Both Friedman and Taylor cite the role of technology in developing and implementing efficient workflows. In Friedman’s case, he also serves as president of Junxure software, a CRM system he had developed for his business that eventually grew into a commercially available program. Junxure plays a key role in managing Private Ocean’s workflow and Friedman uses clients’ annual review meeting preparation process to illustrate that role.
Junxure automatically generates a reminder to the client’s service person at Private Ocean that it’s been 12 months since the client’s last review. That staff member sets off an action sequence with a series of tasks. For instance, one task goes to the firm’s scheduler who contacts the client to schedule the meeting. Another task goes to the para-planner who updates the clients’ planning models and compiles a financial summary.

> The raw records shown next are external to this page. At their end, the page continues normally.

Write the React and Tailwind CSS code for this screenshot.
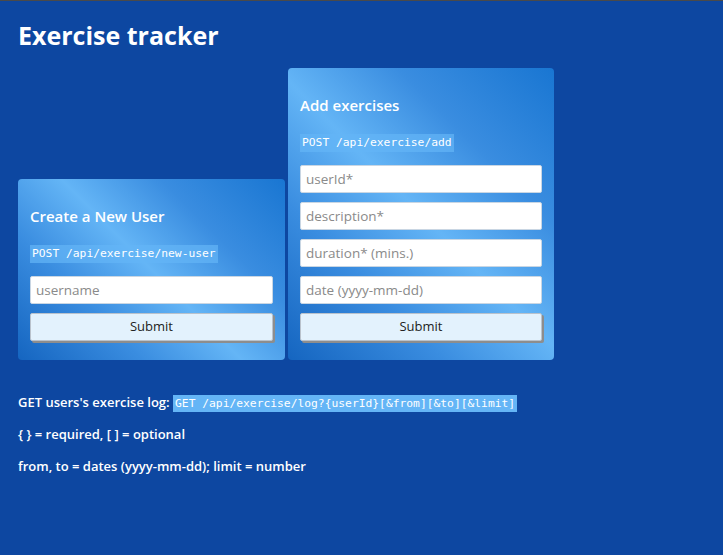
import React from 'react';

const cardBg =
    'bg-[linear-gradient(45deg,#1565c0_0%,#3a8de0_28%,#64b5f6_50%,#3a8de0_72%,#1976d2_100%)]';

const Field = ({ placeholder }) => (
    <input
        type="text"
        placeholder={placeholder}
        className="block w-full h-[28px] px-[5px] bg-white border border-[#c9d6e3] rounded-[2px] text-[13.5px] text-gray-800 placeholder:text-[#8a8a8a] outline-none"
    />
);

const SubmitButton = () => (
    <button
        type="button"
        className="block w-full h-[28px] bg-[#e3f2fd] border border-[#b9c2cc] rounded-[2px] shadow-[2px_2px_0_#8d8d8d] text-[13px] text-[#222]"
    >
        Submit
    </button>
);

const Code = ({ children, className = '' }) => (
    <code className={`inline-block h-[18px] leading-[18px] px-[2px] text-white font-['DejaVu_Sans_Mono',monospace] text-[11.3px] font-normal ${className}`}>
        {children}
    </code>
);

const Card = ({ title, endpoint, fields, width }) => (
    <form className={`${cardBg} ${width} rounded-[4px] px-[12px] pt-[27px] pb-[19px]`}>
        <h3 className="text-white text-[15px] leading-[20px] font-semibold">{title}</h3>
        <div className="mt-[19px] flex">
            <Code className="bg-[#64b5f6]/70">{endpoint}</Code>
        </div>
        <div className="mt-[13px] flex flex-col gap-[9px]">
            {fields.map(f => (
                <Field key={f} placeholder={f} />
            ))}
            <SubmitButton />
        </div>
    </form>
);

export default function App() {
    return (
        <div className="min-h-screen bg-[#0d47a1] border-t border-[#4a4a4a] font-['Open_Sans',sans-serif] text-white">
            <div className="px-[18px] pt-[18px]">
                <h1 className="text-[25px] leading-[32px] font-bold">Exercise tracker</h1>

                <div className="mt-[17px] flex items-end gap-[3px]">
                    <Card
                        title="Create a New User"
                        endpoint="POST /api/exercise/new-user"
                        fields={['username']}
                        width="w-[267px]"
                    />
                    <Card
                        title="Add exercises"
                        endpoint="POST /api/exercise/add"
                        fields={['userId*', 'description*', 'duration* (mins.)', 'date (yyyy-mm-dd)']}
                        width="w-[266px]"
                    />
                </div>

                <div className="mt-[32px] text-[13px] font-semibold leading-[20px] flex flex-col gap-[12px]">
                    <p>
                        GET users's exercise log:{' '}
                        <Code className="!h-[17px] !leading-[17px] bg-[#64b5f6]">
                            GET /api/exercise/log?{'{userId}'}[&amp;from][&amp;to][&amp;limit]
                        </Code>
                    </p>
                    <p>{'{ }'} = required, [ ] = optional</p>
                    <p>from, to = dates (yyyy-mm-dd); limit = number</p>
                </div>
            </div>
        </div>
    );
}
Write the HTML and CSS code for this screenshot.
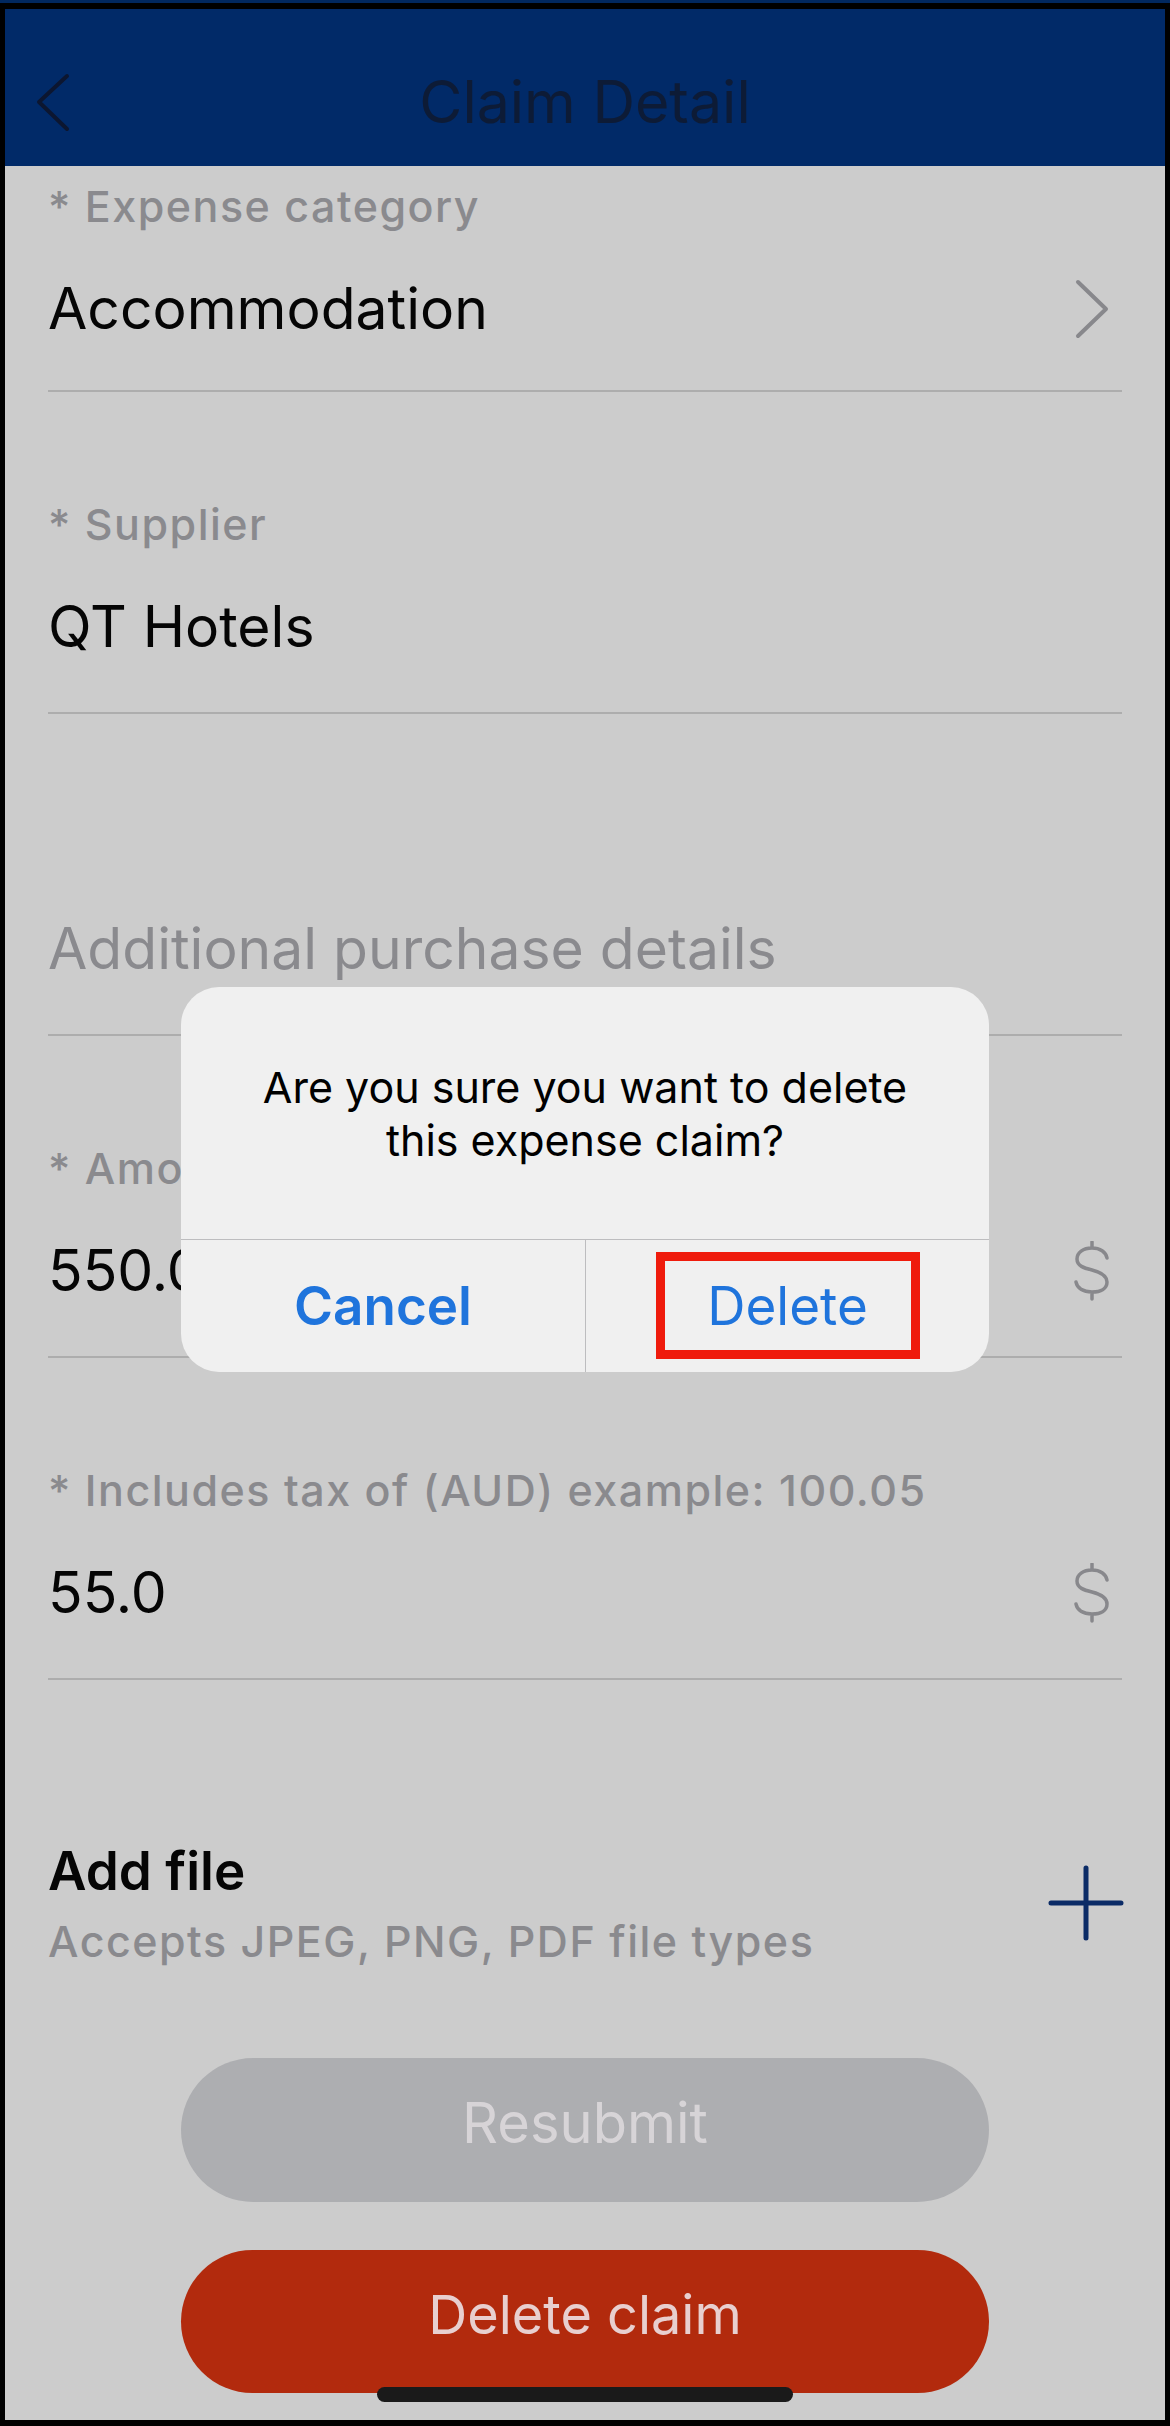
FILE: index.html
```html
<!DOCTYPE html>
<html lang="en">
<head>
    <meta charset="UTF-8">
    <meta name="viewport" content="width=device-width, initial-scale=1.0">
    <title>Claim Detail</title>
    <link rel="stylesheet" href="styles.css">
</head>
<body>
    <div class="screen">
        <div class="header">
            <svg class="back-icon" width="40" height="60" viewBox="0 0 40 60">
                <polyline points="32,4 4,30 32,57" fill="none" stroke="#0c1630" stroke-width="4" stroke-linecap="round" stroke-linejoin="round"/>
            </svg>
            <div class="header-title">Claim Detail</div>
            <div></div>
        </div>

        <div class="form">
            <div class="field">
                <div class="field-label">* Expense category</div>
                <div class="field-row">
                    <span class="field-value">Accommodation</span>
                    <svg class="row-icon" width="36" height="62" viewBox="0 0 36 62">
                        <polyline points="4,4 32,31 4,58" fill="none" stroke="#88888c" stroke-width="4" stroke-linecap="round" stroke-linejoin="round"/>
                    </svg>
                </div>
            </div>
            <div class="field">
                <div class="field-label">* Supplier</div>
                <div class="field-row">
                    <span class="field-value">QT Hotels</span>
                </div>
            </div>
            <div class="field">
                <div class="field-label">&nbsp;</div>
                <div class="field-row">
                    <span class="field-value placeholder">Additional purchase details</span>
                </div>
            </div>
            <div class="field">
                <div class="field-label">* Amount</div>
                <div class="field-row">
                    <span class="field-value">550.0</span>
                    <svg class="row-icon" width="36" height="60" viewBox="0 0 36 60">
                        <path d="M33 17 C32 11 26 7 18 7 C9 7 3 11.5 3 18 C3 25 10 27 18 29 C26 31 33 34 33 41 C33 47.5 27 51 18 51 C9 51 3 47 2 41 M18 1 V7 M18 51 V58" fill="none" stroke="#88888c" stroke-width="3.5" stroke-linecap="round"/>
                    </svg>
                </div>
            </div>
            <div class="field">
                <div class="field-label">* Includes tax of (AUD) example: 100.05</div>
                <div class="field-row">
                    <span class="field-value">55.0</span>
                    <svg class="row-icon" width="36" height="60" viewBox="0 0 36 60">
                        <path d="M33 17 C32 11 26 7 18 7 C9 7 3 11.5 3 18 C3 25 10 27 18 29 C26 31 33 34 33 41 C33 47.5 27 51 18 51 C9 51 3 47 2 41 M18 1 V7 M18 51 V58" fill="none" stroke="#88888c" stroke-width="3.5" stroke-linecap="round"/>
                    </svg>
                </div>
            </div>
        </div>

        <div class="attach">
            <div>
                <div class="attach-title">Add file</div>
                <div class="attach-hint">Accepts JPEG, PNG, PDF file types</div>
            </div>
            <svg class="plus-icon" width="76" height="76" viewBox="0 0 76 76">
                <path d="M3 38 H73 M38 3 V73" fill="none" stroke="#0b2b66" stroke-width="5" stroke-linecap="round"/>
            </svg>
        </div>

        <div class="actions">
            <div class="btn btn-disabled">Resubmit</div>
            <div class="btn btn-danger">Delete claim</div>
        </div>

        <div class="alert">
            <div class="alert-message">Are you sure you want to delete this expense claim?</div>
            <div class="alert-buttons">
                <div class="alert-btn alert-cancel">Cancel</div>
                <div class="alert-btn alert-delete">
                    Delete
                    <div class="highlight"></div>
                </div>
            </div>
        </div>

        <div class="home-indicator"></div>
    </div>
</body>
</html>
```

FILE: styles.css
```css
body {
    margin: 0;
    background-color: #000;
    border-top: 3px solid #01285f;
    font-family: Inter, "Liberation Sans", sans-serif;
}

.screen {
    position: relative;
    margin: 6px 5px;
    height: 2411px;
    overflow: hidden;
    background-color: #cccccc;
}

.header {
    display: grid;
    grid-template-columns: 120px 1fr 120px;
    align-items: center;
    height: 157px;
    padding-top: 28px;
    box-sizing: border-box;
    background-color: #012a68;
}

.back-icon {
    margin-left: 30px;
}

.header-title {
    text-align: center;
    font-size: 59px;
    color: #0d1b36;
}

.form {
    padding: 0 43px;
}

.field {
    padding: 107px 0 52px;
    border-bottom: 2px solid #adadad;
}

.field:first-child {
    padding-top: 15px;
    padding-bottom: 48px;
}

.field-label {
    font-size: 43px;
    line-height: 50px;
    font-weight: 500;
    letter-spacing: 1.5px;
    color: #8a8a8e;
    margin-bottom: 45px;
}

.field-row {
    display: flex;
    justify-content: space-between;
    align-items: center;
    height: 66px;
}

.field-value {
    font-size: 57px;
    line-height: 66px;
    color: #050505;
}

.field-value.placeholder {
    color: #8a8a8e;
}

.row-icon {
    margin-right: 12px;
}

.attach {
    display: flex;
    justify-content: space-between;
    align-items: center;
    padding: 160px 41px 0 43px;
}

.attach-title {
    font-size: 53px;
    line-height: 62px;
    font-weight: 600;
    color: #050505;
}

.attach-hint {
    margin-top: 14px;
    font-size: 43px;
    line-height: 50px;
    font-weight: 500;
    letter-spacing: 1.5px;
    color: #8a8a8e;
}

.actions {
    display: flex;
    flex-direction: column;
    align-items: center;
    gap: 48px;
    margin-top: 92px;
}

.btn {
    display: flex;
    justify-content: center;
    align-items: center;
    width: 808px;
    height: 144px;
    padding-bottom: 14px;
    box-sizing: border-box;
    border-radius: 72px;
}

.btn-disabled {
    background-color: #adaeb1;
    color: #d7d4d7;
    font-size: 56px;
}

.btn-danger {
    height: 143px;
    background-color: #b22a0d;
    color: #e8cfcf;
    font-size: 54px;
}

/* alert dialog */
.alert {
    position: absolute;
    top: 978px;
    left: 176px;
    width: 808px;
    background-color: #f0f0f0;
    border-radius: 38px;
    overflow: hidden;
}

.alert-message {
    padding: 74px 70px 72px;
    text-align: center;
    font-size: 43px;
    line-height: 53px;
    color: #000;
}

.alert-buttons {
    display: grid;
    grid-template-columns: 405px 1fr;
    height: 132px;
    border-top: 1px solid #bdbdbf;
}

.alert-btn {
    position: relative;
    display: flex;
    justify-content: center;
    align-items: center;
    font-size: 53px;
    color: #1f74dc;
}

.alert-cancel {
    font-weight: 600;
    border-right: 1px solid #bdbdbf;
}

.highlight {
    position: absolute;
    top: 12px;
    bottom: 13px;
    left: 70px;
    right: 69px;
    border: 9px solid #ef1b0c;
}

.home-indicator {
    position: absolute;
    bottom: 18px;
    left: 372px;
    width: 416px;
    height: 15px;
    border-radius: 8px;
    background-color: #1a1a1a;
}
```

Then the investment operations staff receives a task to review the portfolio. “These tasks go out to all these different areas including to the advisor who will then meet with the client,” says Friedman. “[The tasks inform staff] this meeting is coming, here’s all the things you need to cover, here’s the work that’s being done. They have all the pieces they need for the meeting. There are also follow-up actions that are a part of that workflow that say send the meeting notes summary to the client and assign out relevant to-do’s from the meeting. So all of those things are done and they’re done within the system.”
The right software
Of course, most advisors don’t own a CRM software company so they’re forced to use what’s available on the market. Buying the wrong software is an expensive error, so it’s important to find technology that meshes with your workflow goals. Taylor uses Junxure but he emphasizes that there needs to be a thought-process put into workflow before developing it and looking for supporting software. “Once we’ve figured out how to do something, then it was, how do we make a process that anyone can do?” he says. “It’s important to have the thought-process first and then have the right technology.”